COLLECTED MATERIAL -
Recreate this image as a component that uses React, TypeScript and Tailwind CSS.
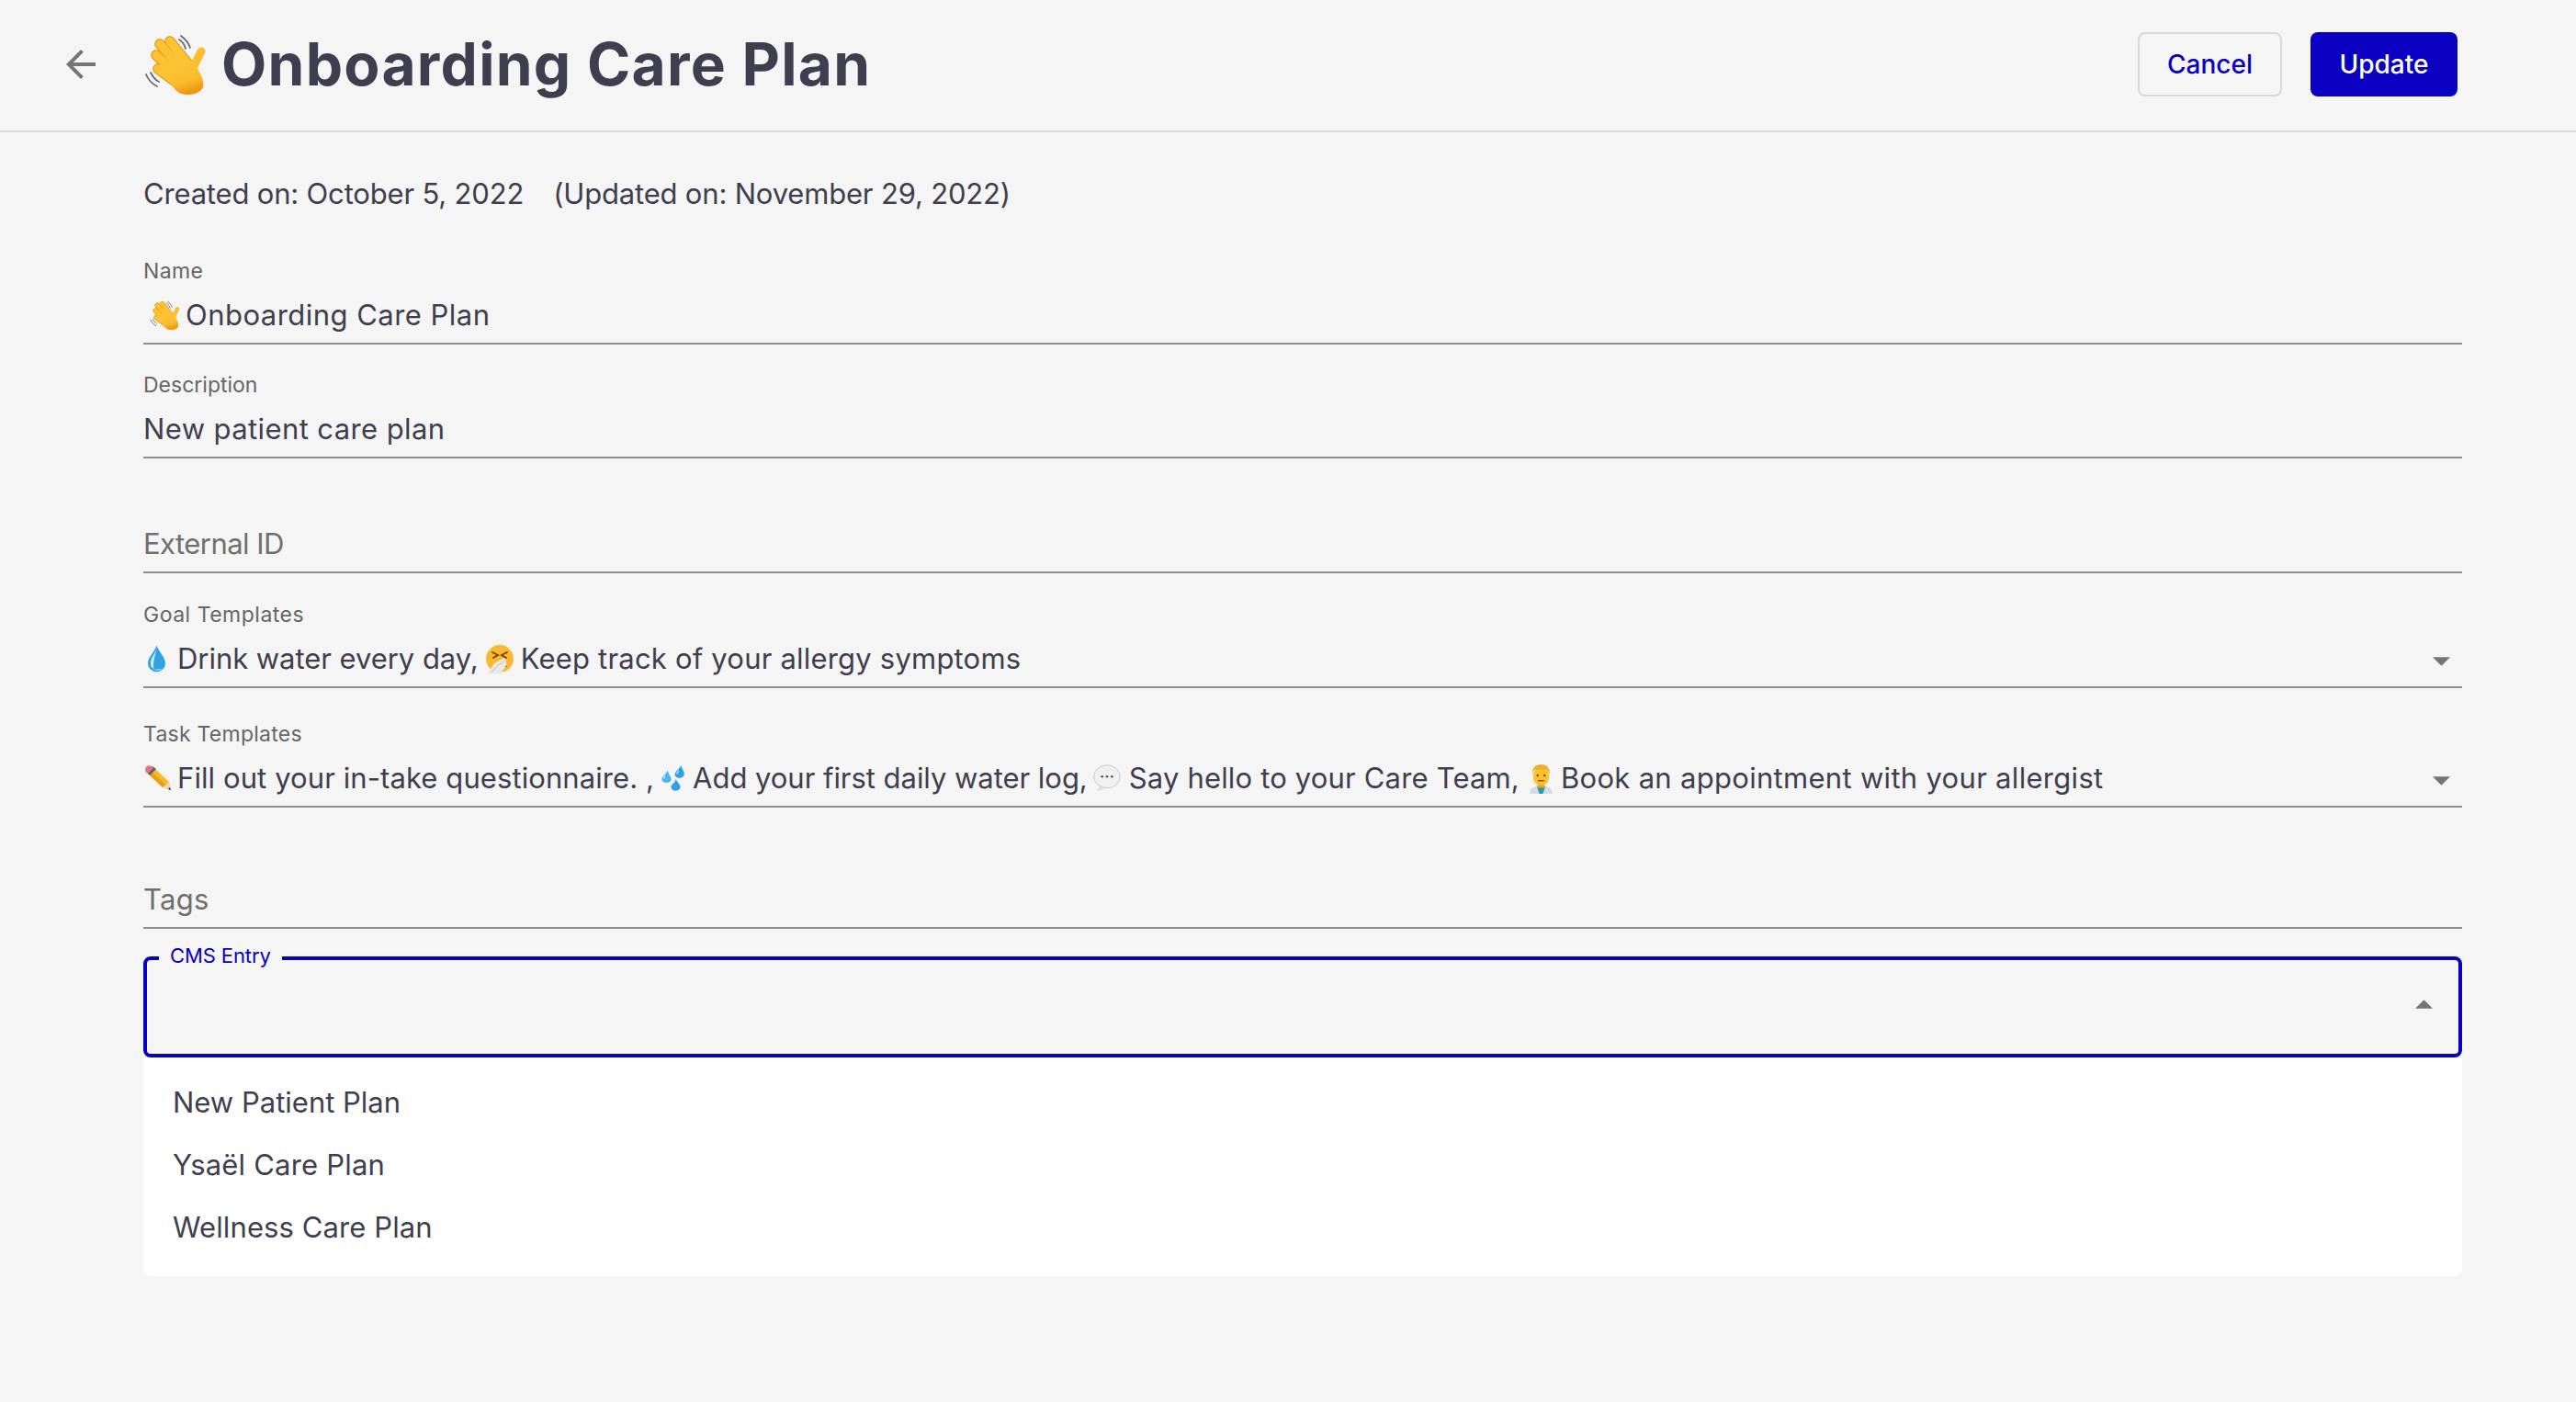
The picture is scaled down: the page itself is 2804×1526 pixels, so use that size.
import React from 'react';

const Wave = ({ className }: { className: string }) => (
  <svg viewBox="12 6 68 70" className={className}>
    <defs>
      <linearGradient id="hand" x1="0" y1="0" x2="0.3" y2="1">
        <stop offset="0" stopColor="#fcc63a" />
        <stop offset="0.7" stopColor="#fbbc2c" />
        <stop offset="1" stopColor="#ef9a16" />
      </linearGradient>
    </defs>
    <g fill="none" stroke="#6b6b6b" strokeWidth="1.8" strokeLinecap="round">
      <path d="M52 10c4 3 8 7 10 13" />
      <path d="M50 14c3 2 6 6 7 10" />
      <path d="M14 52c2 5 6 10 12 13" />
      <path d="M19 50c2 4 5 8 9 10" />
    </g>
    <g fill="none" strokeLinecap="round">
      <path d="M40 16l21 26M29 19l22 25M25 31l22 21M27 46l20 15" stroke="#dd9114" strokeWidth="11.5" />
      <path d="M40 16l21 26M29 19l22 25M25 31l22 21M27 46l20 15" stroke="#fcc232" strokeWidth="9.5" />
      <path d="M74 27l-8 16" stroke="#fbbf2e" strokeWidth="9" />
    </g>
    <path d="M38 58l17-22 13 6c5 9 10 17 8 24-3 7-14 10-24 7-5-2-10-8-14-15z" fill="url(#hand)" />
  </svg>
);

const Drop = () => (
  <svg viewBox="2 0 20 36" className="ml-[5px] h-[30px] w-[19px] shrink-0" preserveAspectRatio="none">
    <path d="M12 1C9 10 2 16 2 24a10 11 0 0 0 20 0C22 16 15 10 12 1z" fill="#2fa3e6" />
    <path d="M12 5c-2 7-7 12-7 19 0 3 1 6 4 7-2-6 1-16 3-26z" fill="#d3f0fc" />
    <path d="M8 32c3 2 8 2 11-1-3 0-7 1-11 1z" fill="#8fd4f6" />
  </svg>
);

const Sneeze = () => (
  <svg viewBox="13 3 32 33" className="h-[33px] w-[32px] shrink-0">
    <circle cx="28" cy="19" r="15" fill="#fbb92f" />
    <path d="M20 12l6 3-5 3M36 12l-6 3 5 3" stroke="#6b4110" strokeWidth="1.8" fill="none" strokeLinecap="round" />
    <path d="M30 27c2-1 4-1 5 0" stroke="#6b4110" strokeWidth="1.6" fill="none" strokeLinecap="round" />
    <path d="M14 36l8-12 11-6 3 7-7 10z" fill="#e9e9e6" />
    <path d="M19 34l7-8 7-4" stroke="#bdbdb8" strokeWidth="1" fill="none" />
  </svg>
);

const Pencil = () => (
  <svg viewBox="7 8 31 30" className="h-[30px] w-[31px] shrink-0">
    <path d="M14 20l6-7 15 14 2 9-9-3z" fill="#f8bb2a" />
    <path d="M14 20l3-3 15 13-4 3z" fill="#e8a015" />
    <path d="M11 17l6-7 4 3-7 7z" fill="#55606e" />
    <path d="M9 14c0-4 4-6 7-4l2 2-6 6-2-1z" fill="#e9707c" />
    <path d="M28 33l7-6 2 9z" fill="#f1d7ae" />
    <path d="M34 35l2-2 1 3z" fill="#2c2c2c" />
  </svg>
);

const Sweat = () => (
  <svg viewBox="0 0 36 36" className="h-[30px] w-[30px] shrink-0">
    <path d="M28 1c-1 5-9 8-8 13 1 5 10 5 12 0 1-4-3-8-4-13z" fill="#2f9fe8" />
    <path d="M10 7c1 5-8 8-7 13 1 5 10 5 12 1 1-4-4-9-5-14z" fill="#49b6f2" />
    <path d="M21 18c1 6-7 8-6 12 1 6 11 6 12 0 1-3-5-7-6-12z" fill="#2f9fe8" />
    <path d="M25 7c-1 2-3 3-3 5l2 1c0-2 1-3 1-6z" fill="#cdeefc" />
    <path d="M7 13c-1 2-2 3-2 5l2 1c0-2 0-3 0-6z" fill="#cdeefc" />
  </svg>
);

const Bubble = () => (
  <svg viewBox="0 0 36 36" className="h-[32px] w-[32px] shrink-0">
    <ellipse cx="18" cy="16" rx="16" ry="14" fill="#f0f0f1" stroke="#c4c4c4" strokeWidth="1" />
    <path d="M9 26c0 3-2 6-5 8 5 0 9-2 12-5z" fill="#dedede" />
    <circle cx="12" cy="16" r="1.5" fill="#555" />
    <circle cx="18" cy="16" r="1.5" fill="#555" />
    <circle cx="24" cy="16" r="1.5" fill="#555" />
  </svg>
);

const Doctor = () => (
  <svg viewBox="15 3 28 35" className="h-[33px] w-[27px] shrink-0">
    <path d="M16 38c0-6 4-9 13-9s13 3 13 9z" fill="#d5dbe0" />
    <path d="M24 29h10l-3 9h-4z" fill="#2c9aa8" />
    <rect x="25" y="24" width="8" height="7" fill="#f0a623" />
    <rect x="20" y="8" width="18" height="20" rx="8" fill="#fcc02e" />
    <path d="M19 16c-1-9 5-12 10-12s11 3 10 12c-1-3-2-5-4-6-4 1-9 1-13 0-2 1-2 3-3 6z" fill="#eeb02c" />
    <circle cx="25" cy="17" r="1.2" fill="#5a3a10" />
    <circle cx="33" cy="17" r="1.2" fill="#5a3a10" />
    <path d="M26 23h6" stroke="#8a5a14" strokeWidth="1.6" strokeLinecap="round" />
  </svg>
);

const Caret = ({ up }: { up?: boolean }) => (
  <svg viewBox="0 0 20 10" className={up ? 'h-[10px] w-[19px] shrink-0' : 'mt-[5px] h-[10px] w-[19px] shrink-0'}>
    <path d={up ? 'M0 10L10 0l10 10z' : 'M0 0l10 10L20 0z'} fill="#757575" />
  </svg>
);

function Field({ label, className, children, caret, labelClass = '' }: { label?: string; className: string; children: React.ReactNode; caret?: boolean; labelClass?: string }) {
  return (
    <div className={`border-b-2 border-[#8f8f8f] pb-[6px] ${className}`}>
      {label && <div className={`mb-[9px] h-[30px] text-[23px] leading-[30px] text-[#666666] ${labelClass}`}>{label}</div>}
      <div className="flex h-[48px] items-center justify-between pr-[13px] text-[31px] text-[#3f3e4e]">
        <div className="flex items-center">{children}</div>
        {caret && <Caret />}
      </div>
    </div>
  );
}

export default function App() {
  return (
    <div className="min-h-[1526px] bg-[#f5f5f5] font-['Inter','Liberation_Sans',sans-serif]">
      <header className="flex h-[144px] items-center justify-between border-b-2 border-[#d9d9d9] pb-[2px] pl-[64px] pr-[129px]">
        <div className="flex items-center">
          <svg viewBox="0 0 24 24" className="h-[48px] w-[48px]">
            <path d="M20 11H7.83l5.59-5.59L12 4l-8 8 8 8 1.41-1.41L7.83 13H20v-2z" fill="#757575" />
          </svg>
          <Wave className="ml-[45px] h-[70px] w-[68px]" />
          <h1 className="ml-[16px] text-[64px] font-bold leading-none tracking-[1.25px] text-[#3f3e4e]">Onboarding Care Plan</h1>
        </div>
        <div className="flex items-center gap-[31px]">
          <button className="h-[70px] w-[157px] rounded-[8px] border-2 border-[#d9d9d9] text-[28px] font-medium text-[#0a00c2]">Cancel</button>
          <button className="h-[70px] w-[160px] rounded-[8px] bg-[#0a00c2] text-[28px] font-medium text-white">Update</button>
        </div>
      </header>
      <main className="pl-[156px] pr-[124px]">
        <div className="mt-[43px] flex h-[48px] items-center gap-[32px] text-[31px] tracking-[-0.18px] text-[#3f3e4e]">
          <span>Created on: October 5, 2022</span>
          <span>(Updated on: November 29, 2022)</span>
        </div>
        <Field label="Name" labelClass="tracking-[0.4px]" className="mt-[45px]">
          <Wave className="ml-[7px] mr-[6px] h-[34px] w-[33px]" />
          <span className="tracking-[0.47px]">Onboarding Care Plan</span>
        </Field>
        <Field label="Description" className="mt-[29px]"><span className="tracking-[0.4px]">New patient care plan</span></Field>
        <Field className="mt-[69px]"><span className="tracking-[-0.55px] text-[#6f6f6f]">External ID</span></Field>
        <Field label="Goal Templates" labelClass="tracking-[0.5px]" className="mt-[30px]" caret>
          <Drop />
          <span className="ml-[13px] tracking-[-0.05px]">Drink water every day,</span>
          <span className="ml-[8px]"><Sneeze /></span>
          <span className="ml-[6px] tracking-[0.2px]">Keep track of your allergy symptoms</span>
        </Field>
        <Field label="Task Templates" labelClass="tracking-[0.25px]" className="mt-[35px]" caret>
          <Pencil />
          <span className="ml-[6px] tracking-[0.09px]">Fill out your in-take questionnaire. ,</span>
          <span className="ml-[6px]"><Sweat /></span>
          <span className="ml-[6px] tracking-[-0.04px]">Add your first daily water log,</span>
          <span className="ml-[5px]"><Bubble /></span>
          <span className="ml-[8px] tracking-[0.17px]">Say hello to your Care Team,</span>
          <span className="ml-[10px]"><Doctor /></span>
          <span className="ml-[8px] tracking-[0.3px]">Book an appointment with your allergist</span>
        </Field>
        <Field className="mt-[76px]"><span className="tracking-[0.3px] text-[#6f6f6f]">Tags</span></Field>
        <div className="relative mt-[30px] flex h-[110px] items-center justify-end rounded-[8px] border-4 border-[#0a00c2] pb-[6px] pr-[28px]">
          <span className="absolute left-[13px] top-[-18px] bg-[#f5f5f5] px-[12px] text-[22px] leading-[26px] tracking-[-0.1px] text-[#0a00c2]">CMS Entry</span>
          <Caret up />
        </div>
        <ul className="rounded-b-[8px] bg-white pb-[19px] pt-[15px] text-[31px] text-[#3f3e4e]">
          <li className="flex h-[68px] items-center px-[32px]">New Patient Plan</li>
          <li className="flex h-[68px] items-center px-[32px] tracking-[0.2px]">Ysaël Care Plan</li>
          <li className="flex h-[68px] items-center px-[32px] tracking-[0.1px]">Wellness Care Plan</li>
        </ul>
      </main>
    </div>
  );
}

EXERCISE AIM - Leave out any pictures and return exactly the lines from the beginning of the data through the line with "import React from 'react';", inclusive.

RESULT -
Recreate this image as a component that uses React, TypeScript and Tailwind CSS.
The picture is scaled down: the page itself is 2804×1526 pixels, so use that size.
import React from 'react';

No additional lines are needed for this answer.